Yes — treat an exception as an immutable value object. Set everything through the constructor and make fields final; an exception describes a moment in time and shouldn't be mutated after it's thrown.

public class ValidationException extends RuntimeException {
  private final List<String> errors;

  public ValidationException(List<String> errors) {
    super(errors.size() + " validation error(s)");
    this.errors = List.copyOf(errors);   // defensive, unmodifiable copy
  }
  public List<String> getErrors() { return errors; }
}

Defensively copy mutable inputs (here List.copyOf) so the stored data can't be changed by the caller afterward. Immutability also makes exceptions safe to share across threads. Rule of thumb: all-final fields, defensive copies, no setters.

Throwable is the root of everything thrown; extending it directly creates a type that is neither a clean Exception nor an Error, confusing callers and catch blocks. Error is reserved for serious JVM-level failures (e.g. OutOfMemoryError) that applications are not meant to catch.

class MyFailure extends Error { }   // WRONG — implies an unrecoverable JVM error

class MyFailure extends RuntimeException { }  // right level of abstraction

Throwing an Error subtype tricks catch-all catch (Exception e) handlers into not catching it, and signals "the JVM is broken" when it isn't. Rule of thumb: subclass Exception or RuntimeException — leave Throwable and Error to the platform.

When a standard JDK exception already says exactly what's wrong, reuse it rather than inventing a parallel type. A bad argument is IllegalArgumentException; a bad object state is IllegalStateException; a null you reject is NullPointerException (or Objects.requireNonNull).

// no need for a custom "BadAgeException"
if (age < 0) throw new IllegalArgumentException("age must be >= 0");

Objects.requireNonNull(name, "name");  // throws NPE with a clear message

A codebase littered with one-off exception classes that nobody catches specifically is just noise. Rule of thumb: create a custom exception only when callers will catch it by type or need data from it; otherwise reuse a built-in.

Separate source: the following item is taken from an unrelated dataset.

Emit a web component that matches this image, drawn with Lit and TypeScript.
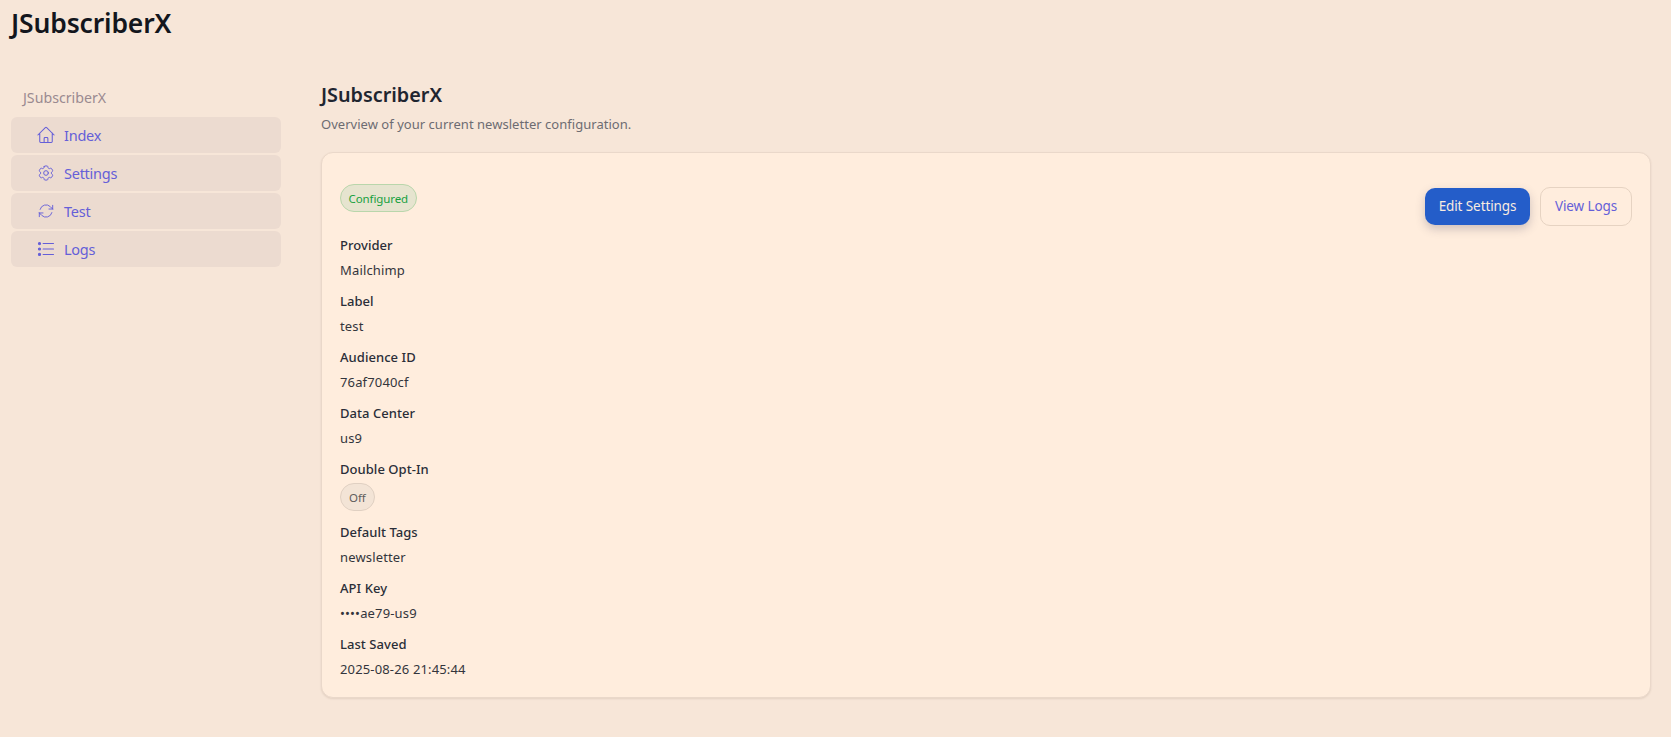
import { LitElement, html, css, svg } from "lit";
import { customElement } from "lit/decorators.js";

const icons: Record<string, unknown> = {
  home: svg`<path d="m2.25 12 8.954-8.955c.44-.439 1.152-.439 1.591 0L21.75 12M4.5 9.75v10.125c0 .621.504 1.125 1.125 1.125H9.75v-4.875c0-.621.504-1.125 1.125-1.125h2.25c.621 0 1.125.504 1.125 1.125V21h4.125c.621 0 1.125-.504 1.125-1.125V9.75M8.25 21h8.25"/>`,
  cog: svg`<path d="M9.594 3.94c.09-.542.56-.94 1.11-.94h2.593c.55 0 1.02.398 1.11.94l.213 1.281c.063.374.313.686.645.87.074.04.147.083.22.127.325.196.72.257 1.075.124l1.217-.456a1.125 1.125 0 0 1 1.37.49l1.296 2.247a1.125 1.125 0 0 1-.26 1.431l-1.003.827c-.293.241-.438.613-.43.992a7.723 7.723 0 0 1 0 .255c-.008.378.137.75.43.991l1.004.827c.424.35.534.955.26 1.43l-1.298 2.247a1.125 1.125 0 0 1-1.369.491l-1.217-.456c-.355-.133-.75-.072-1.076.124a6.47 6.47 0 0 1-.22.128c-.331.183-.581.495-.644.869l-.213 1.281c-.09.543-.56.94-1.11.94h-2.594c-.55 0-1.019-.398-1.11-.94l-.213-1.281c-.062-.374-.312-.686-.644-.87a6.52 6.52 0 0 1-.22-.127c-.325-.196-.72-.257-1.076-.124l-1.217.456a1.125 1.125 0 0 1-1.369-.49l-1.297-2.247a1.125 1.125 0 0 1 .26-1.431l1.004-.827c.292-.24.437-.613.43-.991a6.932 6.932 0 0 1 0-.255c.007-.38-.138-.751-.43-.992l-1.004-.827a1.125 1.125 0 0 1-.26-1.43l1.297-2.247a1.125 1.125 0 0 1 1.37-.491l1.216.456c.356.133.751.072 1.076-.124.072-.044.146-.086.22-.128.332-.183.582-.495.644-.869l.214-1.28Z"/><path d="M15 12a3 3 0 1 1-6 0 3 3 0 0 1 6 0Z"/>`,
  sync: svg`<path d="M16.023 9.348h4.992v-.001M2.985 19.644v-4.992m0 0h4.992m-4.993 0 3.181 3.183a8.25 8.25 0 0 0 13.803-3.7M4.031 9.865a8.25 8.25 0 0 1 13.803-3.7l3.181 3.182m0-4.991v4.99"/>`,
  list: svg`<path d="M8.5 5.5h12.5M8.5 12h12.5M8.5 18.5h12.5"/><circle cx="4.2" cy="5.5" r="1.3" fill="currentColor"/><circle cx="4.2" cy="12" r="1.3" fill="currentColor"/><circle cx="4.2" cy="18.5" r="1.3" fill="currentColor"/>`,
};

const nav = [
  ["Index", "home", "0 0 24 24"],
  ["Settings", "cog", "-0.8 -0.8 25.6 25.6"],
  ["Test", "sync", "-1.5 -1.5 27 27"],
  ["Logs", "list", "0 0 24 24"],
];

const plainFields = [
  ["Provider", "Mailchimp"],
  ["Label", "test"],
  ["Audience ID", "76af7040cf"],
  ["Data Center", "us9"],
];
const laterFields = [
  ["Default Tags", "newsletter"],
  ["API Key", "••••ae79-us9"],
  ["Last Saved", "2025-08-26 21:45:44"],
];

@customElement("app-root")
export class AppRoot extends LitElement {
  static styles = css`
    :host {
      display: block;
      min-height: 737px;
      background: #f7e6d8;
      color: #1f2530;
      font-family: "Noto Sans", "Open Sans", sans-serif;
      font-size: 13px;
    }
    h1 {
      margin: 0;
      padding: 4px 0 0 11px;
      height: 53px;
      box-sizing: border-box;
      font-size: 26.5px;
      line-height: 38px;
      font-weight: 600;
      color: #13161d;
      letter-spacing: -0.15px;
    }
    .layout {
      display: grid;
      grid-template-columns: 270px 1fr;
      column-gap: 40px;
      padding: 22px 20px 0 11px;
    }
    .side-title {
      box-sizing: border-box;
      padding: 2px 0 0 12px;
      height: 42px;
      line-height: 42px;
      font-size: 14.2px;
      color: #9a8a90;
    }
    nav {
      display: flex;
      flex-direction: column;
      gap: 2px;
    }
    .item {
      display: flex;
      align-items: center;
      height: 36px;
      padding-left: 25px;
      gap: 8px;
      border-radius: 6px;
      background: #ecdbd0;
      color: #655fd8;
      font-size: 14.5px;
      letter-spacing: -0.25px;
    }
    .item svg {
      width: 20px;
      height: 20px;
      fill: none;
      stroke: currentColor;
      stroke-width: 1.25;
      stroke-linecap: round;
      stroke-linejoin: round;
      flex: none;
    }
    .main-title {
      margin: 0;
      padding-top: 5px;
      height: 36px;
      box-sizing: border-box;
      font-size: 19.8px;
      line-height: 29px;
      font-weight: 600;
      color: #1f2530;
    }
    .sub {
      margin: 0;
      height: 41px;
      line-height: 26px;
      font-size: 13px;
      letter-spacing: 0.03px;
      color: #6d6c72;
    }
    .card {
      display: flex;
      justify-content: space-between;
      box-sizing: border-box;
      height: 546px;
      padding: 31px 18px 0 18px;
      background: #ffeddd;
      border: 1px solid #ead8ca;
      border-radius: 12px;
      box-shadow: 0 1px 2px rgba(90, 60, 40, 0.12);
    }
    .badge {
      display: inline-flex;
      align-items: center;
      box-sizing: border-box;
      height: 28px;
      padding: 0 7.5px;
      border-radius: 14px;
      font-size: 11.5px;
      letter-spacing: -0.1px;
    }
    .ok {
      background: #e6e4cf;
      border: 1px solid #b9d6ab;
      color: #17a03f;
    }
    .off {
      background: #f3e4d6;
      border: 1px solid #e0d0c2;
      color: #5f5d5c;
      margin-top: 1px;
      padding: 0 8px;
    }
    .fields {
      display: flex;
      flex-direction: column;
    }
    .status {
      height: 48px;
    }
    .field {
      height: 56px;
    }
    .k {
      height: 26px;
      line-height: 26px;
      font-weight: 500;
      color: #2a2e38;
      letter-spacing: 0.05px;
    }
    .v {
      height: 30px;
      line-height: 24px;
      letter-spacing: 0.15px;
      color: #33353c;
    }
    .toggle {
      height: 63px;
    }
    .actions {
      display: flex;
      align-items: center;
      gap: 10px;
      height: 40px;
      margin-top: 2px;
    }
    .btn {
      display: flex;
      align-items: center;
      justify-content: center;
      box-sizing: border-box;
      border-radius: 10px;
      font-size: 13.5px;
      letter-spacing: -0.1px;
    }
    .primary {
      width: 105px;
      height: 37px;
      background: #245dc9;
      color: #f8ebe0;
      box-shadow: 0 4px 10px rgba(60, 60, 90, 0.25);
    }
    .secondary {
      width: 92px;
      height: 39px;
      border: 1px solid #e6d3c2;
      color: #655fd8;
    }
  `;

  private field([k, v]: string[]) {
    return html`<div class="field"><div class="k">${k}</div><div class="v">${v}</div></div>`;
  }

  render() {
    return html`
      <h1>JSubscriberX</h1>
      <div class="layout">
        <aside>
          <div class="side-title">JSubscriberX</div>
          <nav>
            ${nav.map(
              ([label, icon, box]) => html`<div class="item">
                <svg viewBox=${box}>${icons[icon]}</svg><span>${label}</span>
              </div>`
            )}
          </nav>
        </aside>
        <main>
          <h2 class="main-title">JSubscriberX</h2>
          <p class="sub">Overview of your current newsletter configuration.</p>
          <section class="card">
            <div class="fields">
              <div class="status"><span class="badge ok">Configured</span></div>
              ${plainFields.map((f) => this.field(f))}
              <div class="toggle">
                <div class="k">Double Opt-In</div>
                <span class="badge off">Off</span>
              </div>
              ${laterFields.map((f) => this.field(f))}
            </div>
            <div class="actions">
              <div class="btn primary">Edit Settings</div>
              <div class="btn secondary">View Logs</div>
            </div>
          </section>
        </main>
      </div>
    `;
  }
}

Yes — throwing from a constructor is the correct way to reject invalid construction so no half-initialized object escapes. If the constructor throws, the object is never assigned to the variable and becomes garbage.

public class Percentage {
  private final int value;
  public Percentage(int value) {
    if (value < 0 || value > 100)
      throw new IllegalArgumentException("0..100, got " + value);
    this.value = value;   // only reached if valid
  }
}

Validate before assigning fields, and prefer unchecked exceptions here since invalid arguments are programming errors. Beware throwing from a constructor that already opened resources — the object's close() won't be called, so clean up first. Rule of thumb: fail fast in the constructor to enforce invariants.

Rethrowing is catching an exception, doing some work (log, clean up, add context), then throwing it onward so an outer handler still sees it. You can rethrow the same instance or wrap it.

try {
  process(record);
} catch (ServiceException e) {
  metrics.increment("process.failure");
  throw e;            // rethrow the SAME exception, trace intact
}

Rethrowing the same instance preserves the original stack trace perfectly. Since Java 7, precise rethrow lets the compiler narrow what a rethrown Exception can actually be, so you can declare specific subtypes in throws. Rule of thumb: rethrow the same object to keep the trace; wrap only when you need to change the abstraction level.

Exception translation is catching a low-level exception and throwing a higher-level one appropriate to your API's abstraction — so callers depend on your exception types, not on implementation details like SQLException or IOException.

// the repository hides JDBC behind its own abstraction
public User findById(long id) {
  try {
    return jdbc.queryForObject(SQL, mapper, id);
  } catch (SQLException e) {
    throw new UserRepositoryException("findById " + id, e); // translate + chain
  }
}

This keeps callers decoupled from the data layer; you could swap JDBC for an ORM without changing the exceptions they catch. Always chain the cause so the low-level detail is still available for debugging. Rule of thumb: translate at layer boundaries, and never let leaky low-level exceptions cross your API.

A business (domain) exception represents a violation of business rules that the application expects and often handles (InsufficientFundsException, DuplicateEmailException). A technical (system) exception represents infrastructure failure (DatabaseUnavailableException, network timeouts) that's usually unexpected and bubbles up to generic handling.

// business: expected, often caught and shown to the user
throw new InsufficientFundsException(accountId, amount);

// technical: infrastructure broke — log, alert, return 500
throw new ServiceUnavailableException("payment gateway down", cause);

Separating them lets you handle each differently: business errors map to friendly user messages and 4xx responses, technical ones to retries, alerts, and 5xx. Rule of thumb: model business failures as their own hierarchy, distinct from technical/infrastructure failures.

Modern style (popularized by Spring and much of the ecosystem) favors unchecked exceptions because they keep method signatures clean, work with lambdas and streams, and avoid forcing every caller to catch or re-declare. Handling is centralized instead of scattered.

// a single global handler turns domain exceptions into HTTP responses
@ExceptionHandler(OrderNotFoundException.class)
public ResponseEntity<?> handle(OrderNotFoundException e) {
  return ResponseEntity.status(404).body(e.getMessage());
}

The trade-off is the compiler no longer reminds callers an error can occur, so teams rely on documentation (@throws Javadoc) and convention instead. Some argue this loses checked exceptions' safety, but most accept it for the reduced ceremony. Rule of thumb: default to unchecked domain exceptions and handle them centrally, documenting them clearly.